As Romania formally launched its six-month-long presidency of the EU, its foreign affairs chief insisted that the country was prepared to helm the Council ship for the very first time.
During a kick-off press briefing in Bucharest on Thursday (10 January), Foreign Minister Teodor Meleșcanu reiterated that Romania is ready for its maiden presidency and insisted that European Commission President Jean-Claude Juncker shares that view, despite Juncker’s recent comments to the contrary.
Juncker said in a recent interview with German media that the Bucharest government “has not fully understood what it means to chair the EU countries”.
Meleșcanu told reporters that he was not aware of those comments but added that in all his discussions with the Commission president, the conclusion was that Romania is “well-prepared”.
Juncker indeed acknowledged in his interview that Romania is technically up to the job but his concerns were more aimed at the political situation in the Eastern European nation.
“A united front is needed at home in order to promote the unity of Europe during the presidency of the Council,” the Luxembourger told Welt am Sonntag, hinting at the growing political unrest in Romania, which joined the EU in 2007 but remains under a monitoring regime by Brussels.
There is a clear political divide in Bucharest, particularly between the current prime minister, Viorica Dăncilă, and head of state President Klaus Iohannis, who has also cast doubt on his own country’s preparedness.
Romania is still subject to an annual review of its rule of law situation by the Commission and the most recent edition concluded that Bucharest had actually backtracked on its efforts.
Iohannis said in November, after the latest report was published, that it showed “Romania has gone back in time to before its EU accession”.
The current government has embarked on a number of judicial reforms, one of which is intended to grant amnesty to politicians who have been hit with corruption charges, drawing at times thousands of protesters onto the streets of Romania’s cities.
Social Democrat Party leader Liviu Dragnea is currently banned from holding the office of prime minister due to a conviction handed down in June last year.
In December, Dragnea filed a legal challenge with the European Court of Justice about a report by the EU’s anti-fraud office, OLAF, which alleges that €20 million in EU funds has been misappropriated.
Asked if this was a wise move right at the start of Romania’s presidency stint, Meleșcanu said that every citizen is innocent until proven guilty and denied that he has spoken to the party leader about the case.

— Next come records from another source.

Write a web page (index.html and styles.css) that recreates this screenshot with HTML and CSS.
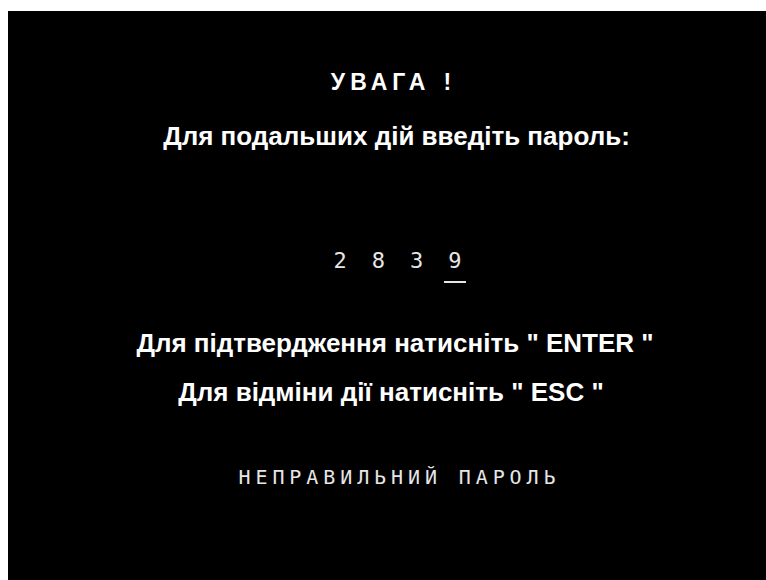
FILE: index.html
```html
<!DOCTYPE html>
<html lang="uk">
<head>
<meta charset="utf-8">
<title>Пароль</title>
<link rel="stylesheet" href="styles.css">
</head>
<body>
<main class="screen">
  <h1 class="title">УВАГА<span class="bang">!</span></h1>
  <p class="line prompt">Для подальших дій введіть пароль:</p>
  <div class="code">
    <span class="digit">2</span>
    <span class="digit">8</span>
    <span class="digit">3</span>
    <span class="digit digit-current">9</span>
  </div>
  <p class="line confirm">Для підтвердження натисніть " ENTER "</p>
  <p class="line cancel">Для відміни дії натисніть " ESC "</p>
  <p class="status">НЕПРАВИЛЬНИЙ ПАРОЛЬ</p>
</main>
</body>
</html>
```
FILE: styles.css
```css
html, body {
  margin: 0;
  background: #fff;
}

body {
  padding: 11px 0 0 8px;
  height: 569px;
  overflow: hidden;
}

.screen {
  box-sizing: border-box;
  height: 569px;
  background: #000;
  color: #fff;
  padding: 56px 0 0 16px;
  display: flex;
  flex-direction: column;
  align-items: center;
  font-family: "Liberation Sans", Arial, sans-serif;
  font-weight: bold;
}

.title {
  margin: 0 8px 0 0;
  font-size: 23px;
  line-height: 30px;
  letter-spacing: 5px;
  font-weight: bold;
}

.bang {
  margin-left: 13px;
  letter-spacing: 0;
}

.line {
  margin: 0;
  font-size: 26px;
  line-height: 30px;
  white-space: pre;
}

.prompt { margin: 24px 0 0 3px; }
.confirm { margin-top: 52px; }
.cancel { margin: 19px 8px 0 0; }

.code {
  margin: 95px 0 0 5px;
  display: flex;
  gap: 25px;
  font-family: "DejaVu Sans Mono", monospace;
  font-weight: normal;
  font-size: 22px;
  line-height: 30px;
  color: #e6e6e6;
}

.digit {
  position: relative;
}

/* input cursor under the last typed digit */
.digit-current::after {
  content: "";
  position: absolute;
  left: -4.5px;
  right: -4.5px;
  bottom: -7px;
  height: 2px;
  background: #e6e6e6;
}

.status {
  margin: 55px 0 0 9px;
  font-family: "DejaVu Sans Mono", monospace;
  font-weight: normal;
  font-size: 20px;
  line-height: 30px;
  letter-spacing: 4.9px;
  color: #e6e6e6;
}
```
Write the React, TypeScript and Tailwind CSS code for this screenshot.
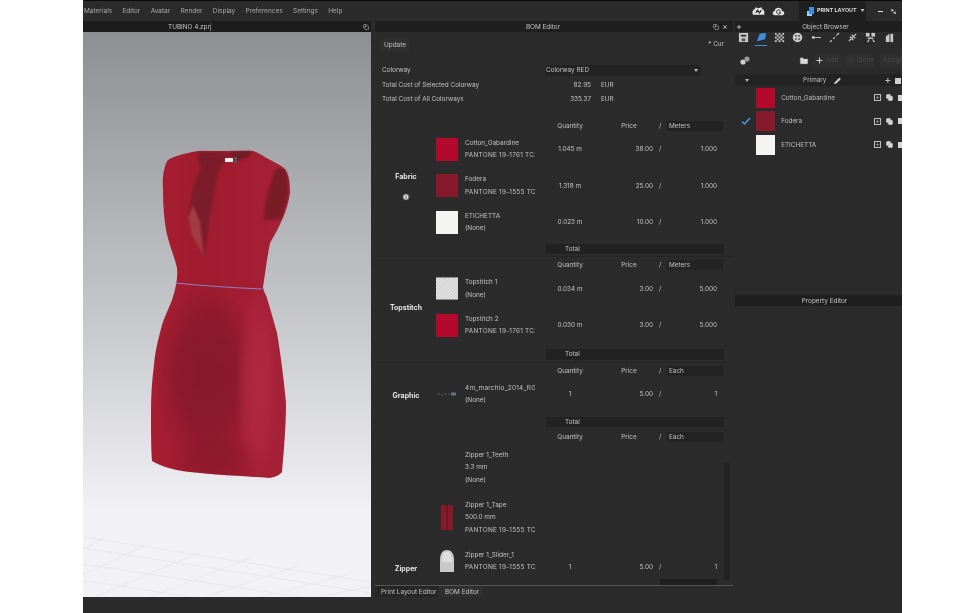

Dragnea will not attend the presidency opening ceremony and is reportedly on holiday, while Iohannis only confirmed his attendance at the festivities last minute.
Whose job is it anyway?
The president and prime minister were also involved in a separate dispute during the first week of Romania’s presidency, in which Dăncilă said that going to EU Council meetings is part of her job, not the president’s.
However, foreign affairs chief Meleșcanu contradicted her when asked by Romanian media about the issue, explaining that two constitutional court rulings mean that it is indeed part of Iohannis’ duties. Indeed, Iohannis has been representing Romania at EU summits. Most of the other countries, except France, Lithuania and Cyprus, are represented by the Prime Ministers.
Dăncilă said Romania’s situation was “atypical”, pointing to the presidency handover ceremony with Austria, where it was Austria’s prime minister, Sebastian Kurz, who performed the ceremony, rather than President Alexander Van der Bellen.
Agenda finer points
Romania’s presidency has been launched under the slogan of “Cohesion, a common European value”.
Asked if the presidency will support a proposal to link EU funding to rule of law adherence, Meleșcanu said it is “an idea floating in the air” and added that there will need to be more “concrete elements” about what it would entail.
His comments are more toned down that his first reaction in February 2018, when he said such linking “would constitute a gross violation of the EU’s fundamental principles”. Bulgaria and Poland have also voiced their concerns with the proposed mechanism.
The idea, first mooted in early 2018, could mean that countries under rule of law procedure, currently Poland and Hungary, and in the future possibly Romania or Malta, would see their EU payments frozen.